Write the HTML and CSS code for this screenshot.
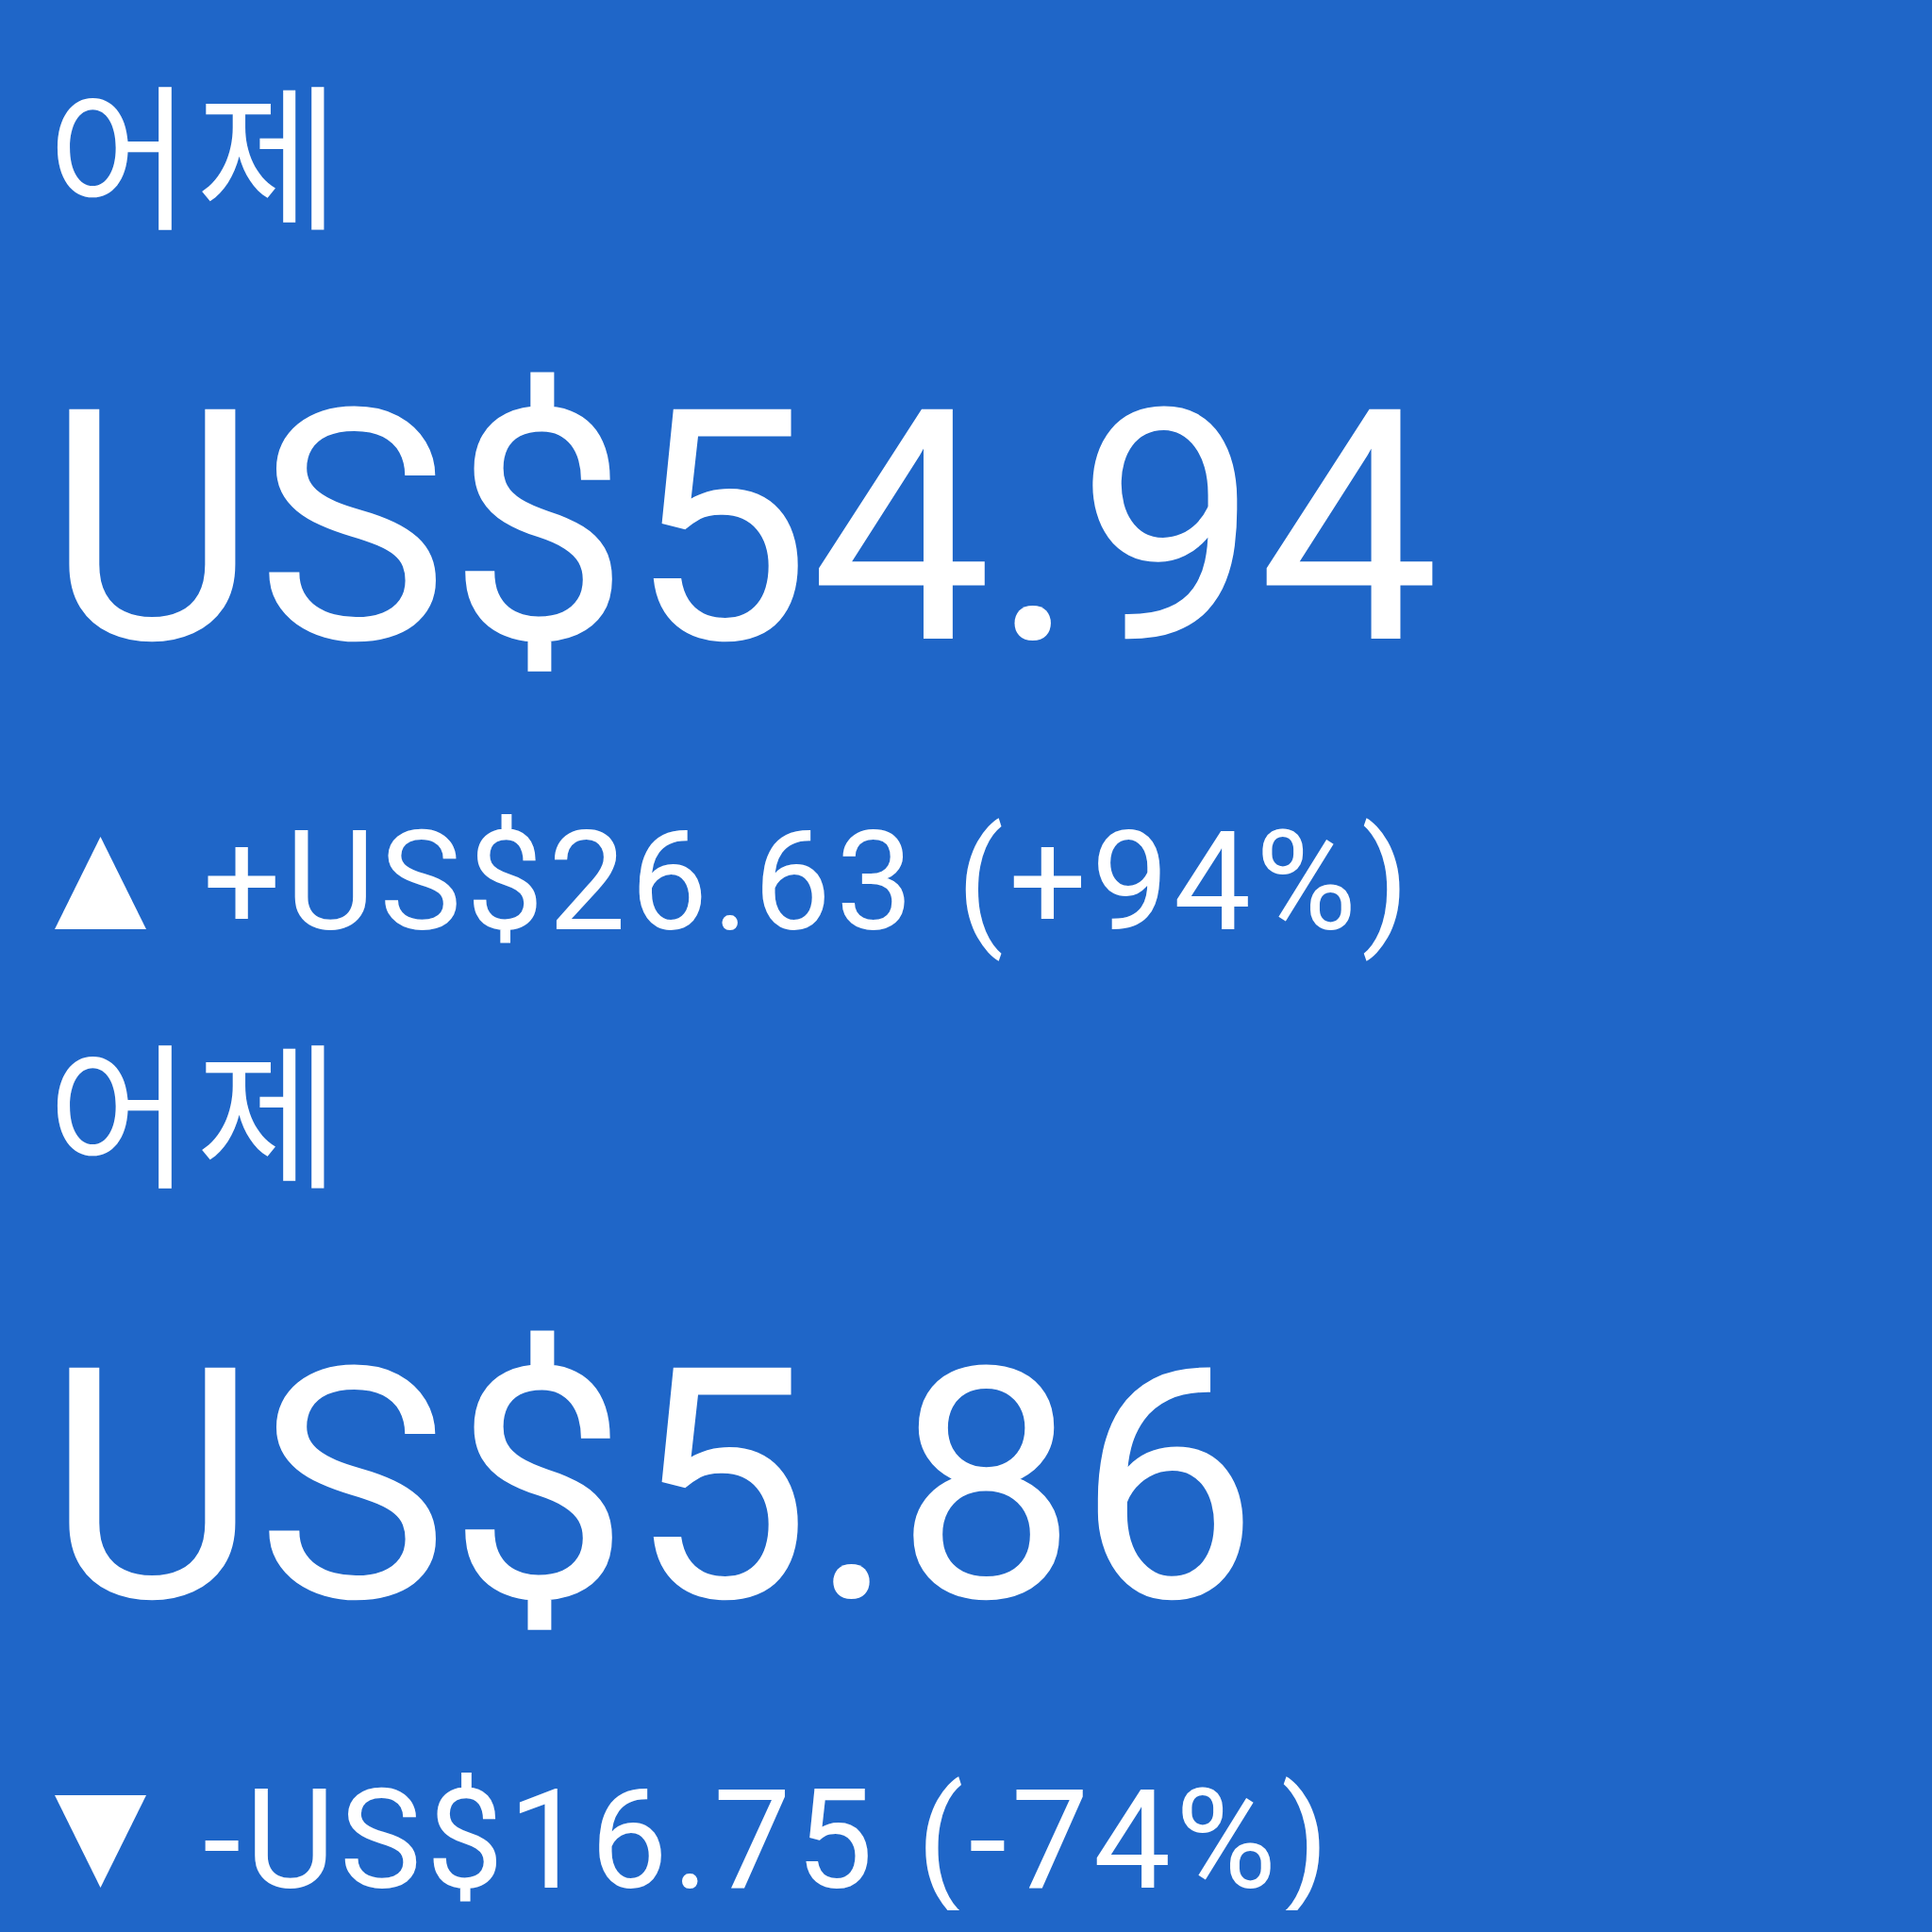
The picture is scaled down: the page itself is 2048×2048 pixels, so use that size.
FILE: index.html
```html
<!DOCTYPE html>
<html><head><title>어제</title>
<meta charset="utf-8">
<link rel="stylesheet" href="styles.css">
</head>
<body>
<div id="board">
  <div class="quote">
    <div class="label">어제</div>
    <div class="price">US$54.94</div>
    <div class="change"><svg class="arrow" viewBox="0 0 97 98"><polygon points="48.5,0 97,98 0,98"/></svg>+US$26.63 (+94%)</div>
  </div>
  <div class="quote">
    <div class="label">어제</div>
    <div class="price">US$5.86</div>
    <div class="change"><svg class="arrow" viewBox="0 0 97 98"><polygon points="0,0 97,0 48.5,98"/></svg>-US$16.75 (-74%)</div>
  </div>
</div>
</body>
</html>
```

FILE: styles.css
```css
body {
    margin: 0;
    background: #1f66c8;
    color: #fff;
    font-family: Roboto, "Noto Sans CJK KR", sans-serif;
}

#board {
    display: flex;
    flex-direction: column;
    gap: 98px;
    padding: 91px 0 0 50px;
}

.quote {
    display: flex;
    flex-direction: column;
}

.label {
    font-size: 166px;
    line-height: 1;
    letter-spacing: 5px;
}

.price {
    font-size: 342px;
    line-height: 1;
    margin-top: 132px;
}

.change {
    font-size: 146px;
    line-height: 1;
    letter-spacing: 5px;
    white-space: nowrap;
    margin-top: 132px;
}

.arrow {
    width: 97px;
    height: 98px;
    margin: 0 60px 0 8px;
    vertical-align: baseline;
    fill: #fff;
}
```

• AIM
Exclude the images and reproduce the remaining data exactly.

• ANSWER TO THE EXERCISE
Write the HTML and CSS code for this screenshot.
The picture is scaled down: the page itself is 2048×2048 pixels, so use that size.
FILE: index.html
```html
<!DOCTYPE html>
<html><head><title>어제</title>
<meta charset="utf-8">
<link rel="stylesheet" href="styles.css">
</head>
<body>
<div id="board">
  <div class="quote">
    <div class="label">어제</div>
    <div class="price">US$54.94</div>
    <div class="change"><svg class="arrow" viewBox="0 0 97 98"><polygon points="48.5,0 97,98 0,98"/></svg>+US$26.63 (+94%)</div>
  </div>
  <div class="quote">
    <div class="label">어제</div>
    <div class="price">US$5.86</div>
    <div class="change"><svg class="arrow" viewBox="0 0 97 98"><polygon points="0,0 97,0 48.5,98"/></svg>-US$16.75 (-74%)</div>
  </div>
</div>
</body>
</html>
```

FILE: styles.css
```css
body {
    margin: 0;
    background: #1f66c8;
    color: #fff;
    font-family: Roboto, "Noto Sans CJK KR", sans-serif;
}

#board {
    display: flex;
    flex-direction: column;
    gap: 98px;
    padding: 91px 0 0 50px;
}

.quote {
    display: flex;
    flex-direction: column;
}

.label {
    font-size: 166px;
    line-height: 1;
    letter-spacing: 5px;
}

.price {
    font-size: 342px;
    line-height: 1;
    margin-top: 132px;
}

.change {
    font-size: 146px;
    line-height: 1;
    letter-spacing: 5px;
    white-space: nowrap;
    margin-top: 132px;
}

.arrow {
    width: 97px;
    height: 98px;
    margin: 0 60px 0 8px;
    vertical-align: baseline;
    fill: #fff;
}
```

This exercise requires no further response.